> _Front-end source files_
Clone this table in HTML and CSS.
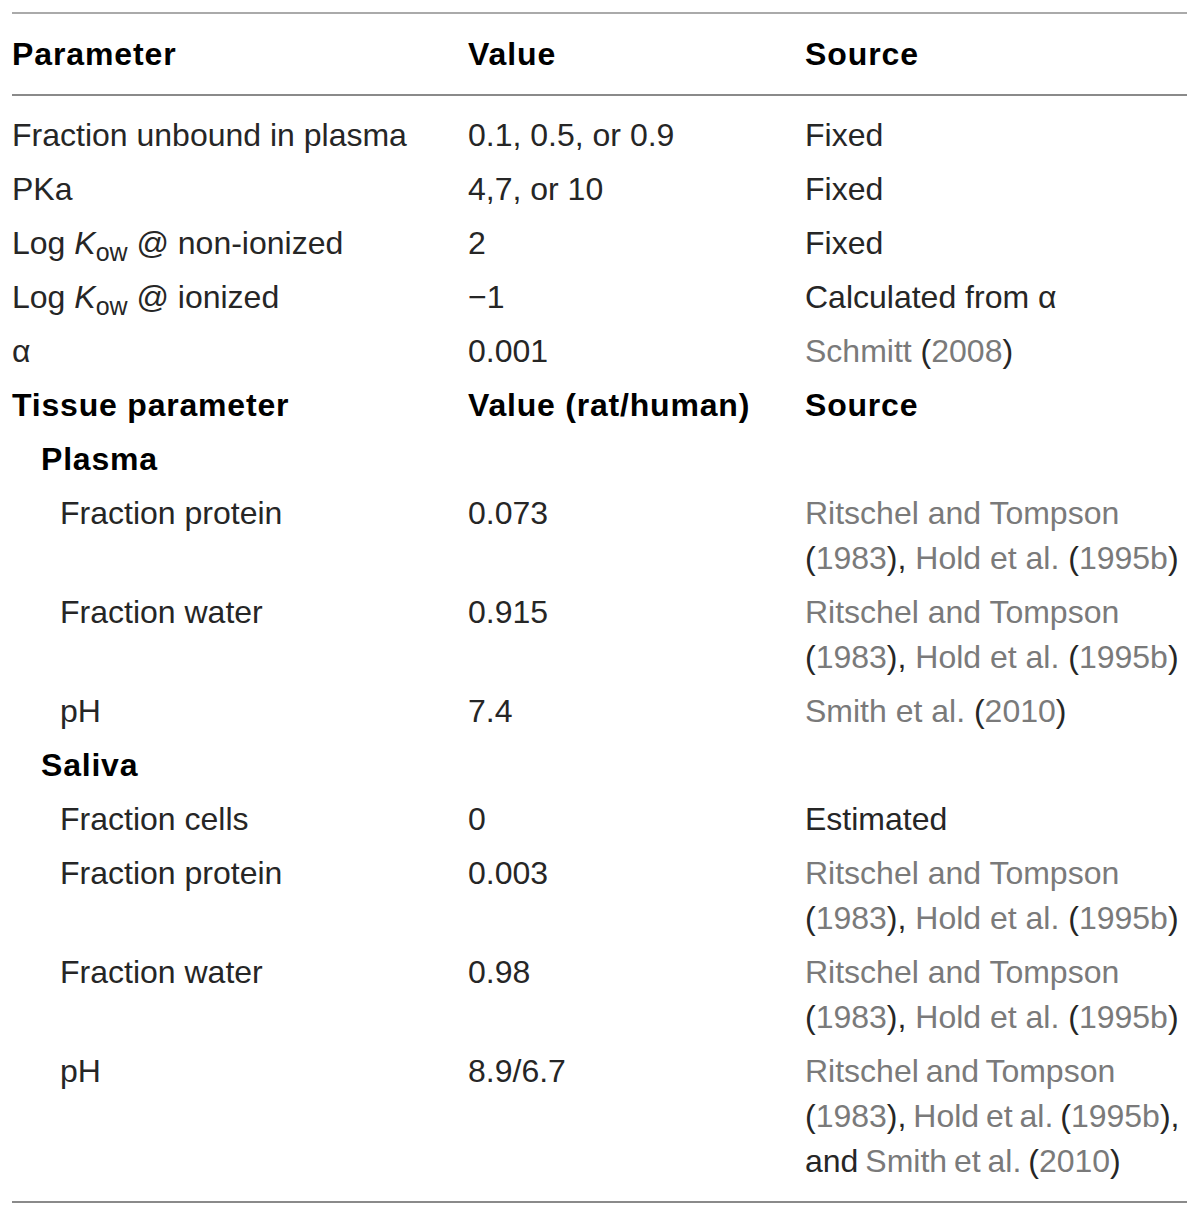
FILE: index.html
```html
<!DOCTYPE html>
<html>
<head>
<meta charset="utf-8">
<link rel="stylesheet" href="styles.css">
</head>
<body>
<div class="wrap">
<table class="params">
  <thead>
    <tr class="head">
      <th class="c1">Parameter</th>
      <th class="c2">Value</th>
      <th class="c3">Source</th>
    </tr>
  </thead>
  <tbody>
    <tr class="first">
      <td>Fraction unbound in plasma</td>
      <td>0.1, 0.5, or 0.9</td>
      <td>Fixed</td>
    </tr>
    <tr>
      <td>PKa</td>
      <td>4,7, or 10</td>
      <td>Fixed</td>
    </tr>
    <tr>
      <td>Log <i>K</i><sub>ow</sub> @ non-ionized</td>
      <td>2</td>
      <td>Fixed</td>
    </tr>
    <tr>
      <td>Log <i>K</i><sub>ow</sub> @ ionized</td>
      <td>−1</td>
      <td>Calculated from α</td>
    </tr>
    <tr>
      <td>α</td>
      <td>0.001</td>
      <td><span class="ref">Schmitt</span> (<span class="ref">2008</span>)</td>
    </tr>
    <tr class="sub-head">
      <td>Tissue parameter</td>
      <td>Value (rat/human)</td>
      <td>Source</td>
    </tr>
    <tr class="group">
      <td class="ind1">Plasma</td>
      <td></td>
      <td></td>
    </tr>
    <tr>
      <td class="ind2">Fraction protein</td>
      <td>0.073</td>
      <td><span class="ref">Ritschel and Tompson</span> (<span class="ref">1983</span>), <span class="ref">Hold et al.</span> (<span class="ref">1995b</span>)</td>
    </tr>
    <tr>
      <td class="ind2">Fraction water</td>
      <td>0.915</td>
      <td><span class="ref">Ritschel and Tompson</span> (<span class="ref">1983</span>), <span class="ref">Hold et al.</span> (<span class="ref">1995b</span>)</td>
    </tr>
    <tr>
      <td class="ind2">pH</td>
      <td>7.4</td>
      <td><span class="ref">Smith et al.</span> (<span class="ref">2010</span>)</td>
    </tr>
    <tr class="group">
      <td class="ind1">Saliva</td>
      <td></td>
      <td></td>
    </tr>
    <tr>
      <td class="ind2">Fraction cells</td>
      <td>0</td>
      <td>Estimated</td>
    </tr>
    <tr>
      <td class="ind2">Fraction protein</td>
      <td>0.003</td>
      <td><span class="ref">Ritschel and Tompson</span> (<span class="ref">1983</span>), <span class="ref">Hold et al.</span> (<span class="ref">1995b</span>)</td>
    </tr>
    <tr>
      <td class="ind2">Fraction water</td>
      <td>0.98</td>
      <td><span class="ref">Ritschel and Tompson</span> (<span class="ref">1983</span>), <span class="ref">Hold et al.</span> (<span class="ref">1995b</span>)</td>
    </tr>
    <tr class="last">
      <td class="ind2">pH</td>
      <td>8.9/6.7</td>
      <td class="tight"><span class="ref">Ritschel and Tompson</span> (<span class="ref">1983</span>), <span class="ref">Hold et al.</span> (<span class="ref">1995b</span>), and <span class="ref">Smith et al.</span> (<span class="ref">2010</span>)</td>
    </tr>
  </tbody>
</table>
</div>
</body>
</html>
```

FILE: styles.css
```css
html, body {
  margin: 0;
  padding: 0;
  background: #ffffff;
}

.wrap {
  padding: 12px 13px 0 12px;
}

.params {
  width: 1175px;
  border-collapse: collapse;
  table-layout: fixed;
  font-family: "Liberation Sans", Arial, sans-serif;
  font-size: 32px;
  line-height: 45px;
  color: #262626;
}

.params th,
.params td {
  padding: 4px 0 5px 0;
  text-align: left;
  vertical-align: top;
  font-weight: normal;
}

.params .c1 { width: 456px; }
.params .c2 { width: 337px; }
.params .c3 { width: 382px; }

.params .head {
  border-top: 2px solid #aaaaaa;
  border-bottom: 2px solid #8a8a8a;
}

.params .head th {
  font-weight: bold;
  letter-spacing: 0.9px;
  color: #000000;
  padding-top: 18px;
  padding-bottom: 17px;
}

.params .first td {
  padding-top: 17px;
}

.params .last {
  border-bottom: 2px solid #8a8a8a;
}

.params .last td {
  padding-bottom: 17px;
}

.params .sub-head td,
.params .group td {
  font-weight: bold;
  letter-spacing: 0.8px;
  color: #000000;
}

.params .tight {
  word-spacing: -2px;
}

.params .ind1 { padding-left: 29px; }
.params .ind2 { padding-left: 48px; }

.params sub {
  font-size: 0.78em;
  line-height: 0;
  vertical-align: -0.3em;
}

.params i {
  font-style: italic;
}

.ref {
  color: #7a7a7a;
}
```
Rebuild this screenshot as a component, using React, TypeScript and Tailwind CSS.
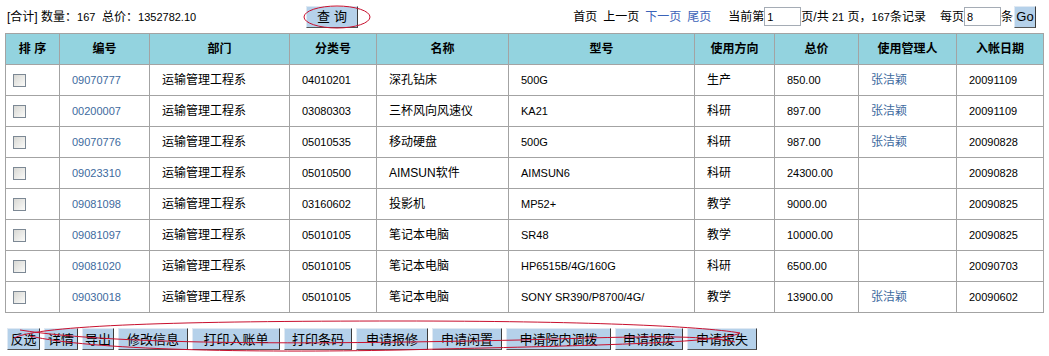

> _WHAT YOU HAVE TO DO_
Keep the pictures out of your copy, and repeat every entry above exactly.

> _EXERCISE RESPONSE_
Clone this table in HTML and CSS.
FILE: index.html
```html
<!DOCTYPE html>
<html>
<head>
<meta charset="utf-8">
<link rel="stylesheet" href="styles.css">
</head>
<body>
<div class="wrap">
<table class="params">
  <thead>
    <tr class="head">
      <th class="c1">Parameter</th>
      <th class="c2">Value</th>
      <th class="c3">Source</th>
    </tr>
  </thead>
  <tbody>
    <tr class="first">
      <td>Fraction unbound in plasma</td>
      <td>0.1, 0.5, or 0.9</td>
      <td>Fixed</td>
    </tr>
    <tr>
      <td>PKa</td>
      <td>4,7, or 10</td>
      <td>Fixed</td>
    </tr>
    <tr>
      <td>Log <i>K</i><sub>ow</sub> @ non-ionized</td>
      <td>2</td>
      <td>Fixed</td>
    </tr>
    <tr>
      <td>Log <i>K</i><sub>ow</sub> @ ionized</td>
      <td>−1</td>
      <td>Calculated from α</td>
    </tr>
    <tr>
      <td>α</td>
      <td>0.001</td>
      <td><span class="ref">Schmitt</span> (<span class="ref">2008</span>)</td>
    </tr>
    <tr class="sub-head">
      <td>Tissue parameter</td>
      <td>Value (rat/human)</td>
      <td>Source</td>
    </tr>
    <tr class="group">
      <td class="ind1">Plasma</td>
      <td></td>
      <td></td>
    </tr>
    <tr>
      <td class="ind2">Fraction protein</td>
      <td>0.073</td>
      <td><span class="ref">Ritschel and Tompson</span> (<span class="ref">1983</span>), <span class="ref">Hold et al.</span> (<span class="ref">1995b</span>)</td>
    </tr>
    <tr>
      <td class="ind2">Fraction water</td>
      <td>0.915</td>
      <td><span class="ref">Ritschel and Tompson</span> (<span class="ref">1983</span>), <span class="ref">Hold et al.</span> (<span class="ref">1995b</span>)</td>
    </tr>
    <tr>
      <td class="ind2">pH</td>
      <td>7.4</td>
      <td><span class="ref">Smith et al.</span> (<span class="ref">2010</span>)</td>
    </tr>
    <tr class="group">
      <td class="ind1">Saliva</td>
      <td></td>
      <td></td>
    </tr>
    <tr>
      <td class="ind2">Fraction cells</td>
      <td>0</td>
      <td>Estimated</td>
    </tr>
    <tr>
      <td class="ind2">Fraction protein</td>
      <td>0.003</td>
      <td><span class="ref">Ritschel and Tompson</span> (<span class="ref">1983</span>), <span class="ref">Hold et al.</span> (<span class="ref">1995b</span>)</td>
    </tr>
    <tr>
      <td class="ind2">Fraction water</td>
      <td>0.98</td>
      <td><span class="ref">Ritschel and Tompson</span> (<span class="ref">1983</span>), <span class="ref">Hold et al.</span> (<span class="ref">1995b</span>)</td>
    </tr>
    <tr class="last">
      <td class="ind2">pH</td>
      <td>8.9/6.7</td>
      <td class="tight"><span class="ref">Ritschel and Tompson</span> (<span class="ref">1983</span>), <span class="ref">Hold et al.</span> (<span class="ref">1995b</span>), and <span class="ref">Smith et al.</span> (<span class="ref">2010</span>)</td>
    </tr>
  </tbody>
</table>
</div>
</body>
</html>
```

FILE: styles.css
```css
html, body {
  margin: 0;
  padding: 0;
  background: #ffffff;
}

.wrap {
  padding: 12px 13px 0 12px;
}

.params {
  width: 1175px;
  border-collapse: collapse;
  table-layout: fixed;
  font-family: "Liberation Sans", Arial, sans-serif;
  font-size: 32px;
  line-height: 45px;
  color: #262626;
}

.params th,
.params td {
  padding: 4px 0 5px 0;
  text-align: left;
  vertical-align: top;
  font-weight: normal;
}

.params .c1 { width: 456px; }
.params .c2 { width: 337px; }
.params .c3 { width: 382px; }

.params .head {
  border-top: 2px solid #aaaaaa;
  border-bottom: 2px solid #8a8a8a;
}

.params .head th {
  font-weight: bold;
  letter-spacing: 0.9px;
  color: #000000;
  padding-top: 18px;
  padding-bottom: 17px;
}

.params .first td {
  padding-top: 17px;
}

.params .last {
  border-bottom: 2px solid #8a8a8a;
}

.params .last td {
  padding-bottom: 17px;
}

.params .sub-head td,
.params .group td {
  font-weight: bold;
  letter-spacing: 0.8px;
  color: #000000;
}

.params .tight {
  word-spacing: -2px;
}

.params .ind1 { padding-left: 29px; }
.params .ind2 { padding-left: 48px; }

.params sub {
  font-size: 0.78em;
  line-height: 0;
  vertical-align: -0.3em;
}

.params i {
  font-style: italic;
}

.ref {
  color: #7a7a7a;
}
```
Rebuild this screenshot as a component, using React, TypeScript and Tailwind CSS.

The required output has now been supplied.